SESSION INTRODUCTION: Established in 1986, the Office of Disease Prevention (ODP) is responsible for assessing, facilitating, and stimulating research in disease prevention and health promotion across NIH. During the development of its first strategic plan in 2013, ODP determined that the existing methods to assess the portfolio of National Institutes of Health (NIH) primary and secondary prevention research in humans lacked sufficient detail to characterize studies based on important characteristics including rationale, exposures, outcomes, study setting, study design, population focus, and type of prevention research. During 2013-14, ODP developed new methods to characterize the NIH prevention research portfolio. During 2015-17, ODP’s staff manually coded 14,500 research grants across a variety of funding mechanisms awarded during fiscal years 2012-16. The selected grants included newly awarded grants classified as “prevention” using the existing NIH portfolio analysis tools and a 5% random sample of those classified as “not prevention,” allowing ODP to calculate sensitivity and specificity for the existing methods. This symposium will include three presentations based on this work.

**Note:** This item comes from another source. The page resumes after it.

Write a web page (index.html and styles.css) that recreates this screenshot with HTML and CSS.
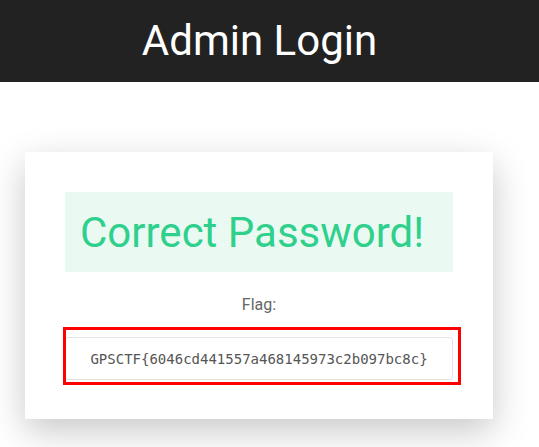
FILE: index.html
```html
<!DOCTYPE html>
<html>
<head>
<meta charset="utf-8">
<link rel="stylesheet" href="styles.css">
</head>
<body>
<header class="topbar"><h1 class="title">Admin Login</h1></header>
<main class="page">
  <section class="card">
    <div class="alert">Correct Password!</div>
    <div class="label">Flag:</div>
    <div class="flag-wrap">
      <div class="flag">GPSCTF{6046cd441557a468145973c2b097bc8c}</div>
      <div class="highlight"></div>
    </div>
  </section>
</main>
</body>
</html>
```
FILE: styles.css
```css
html, body { margin: 0; padding: 0; background: #fff; }
body { font-family: Roboto, "Noto Sans", sans-serif; }
.topbar {
  background: #222;
  height: 82px;
  display: flex;
  align-items: center;
  justify-content: center;
  padding-right: 20px;
}
.title {
  margin: 0;
  color: #fff;
  font-weight: 400;
  font-size: 42px;
  line-height: 1;
}
.page { padding: 70px 0 28px 25px; }
.card {
  width: 468px;
  box-sizing: border-box;
  padding: 40px 40px 39px;
  background: #fff;
  box-shadow: 0 12px 34px rgba(0,0,0,0.22);
}
.alert {
  height: 80px;
  box-sizing: border-box;
  padding-left: 15px;
  display: flex;
  align-items: center;
  background: #eafaf3;
  color: #2fd08c;
  font-size: 42px;
}
.label {
  margin-top: 21px;
  text-align: center;
  color: #666;
  font-size: 16px;
  line-height: 24px;
}
.flag-wrap { position: relative; margin-top: 20px; }
.flag {
  height: 43px;
  box-sizing: border-box;
  border: 1px solid #e3e3e3;
  border-radius: 3px;
  display: flex;
  align-items: center;
  justify-content: center;
  font-family: "DejaVu Sans Mono", monospace;
  font-size: 14px;
  color: #555;
}
.highlight {
  position: absolute;
  left: -2px;
  top: -10px;
  width: 398px;
  height: 58px;
  box-sizing: border-box;
  border: 3px solid #f00;
}
```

The 1st presentation will describe an innovative approach that ODP used to characterize grants within the NIH prevention research portfolio. It will also present the results for the performance of three portfolio analysis methods used to identify NIH-funded primary and secondary prevention research in humans.
The 2nd presentation will present an analysis of the study designs used in primary and secondary prevention research in humans at NIH, including the distribution of newly awarded grants that focus on analysis of existing data, methods research, non-randomized intervention studies, observational studies, pilot/feasibility/proof-of-concept/safety studies, and randomized intervention studies. It will also discuss an analysis of the population foci used in prevention research at NIH.
The 3rd presentation will present an analysis of how the results from the NIH funding analyses align with the top ten actual and leading causes of death in the United States.
The discussant will offer his interpretation of the results and lead a discussion between the presenters and the symposium audience.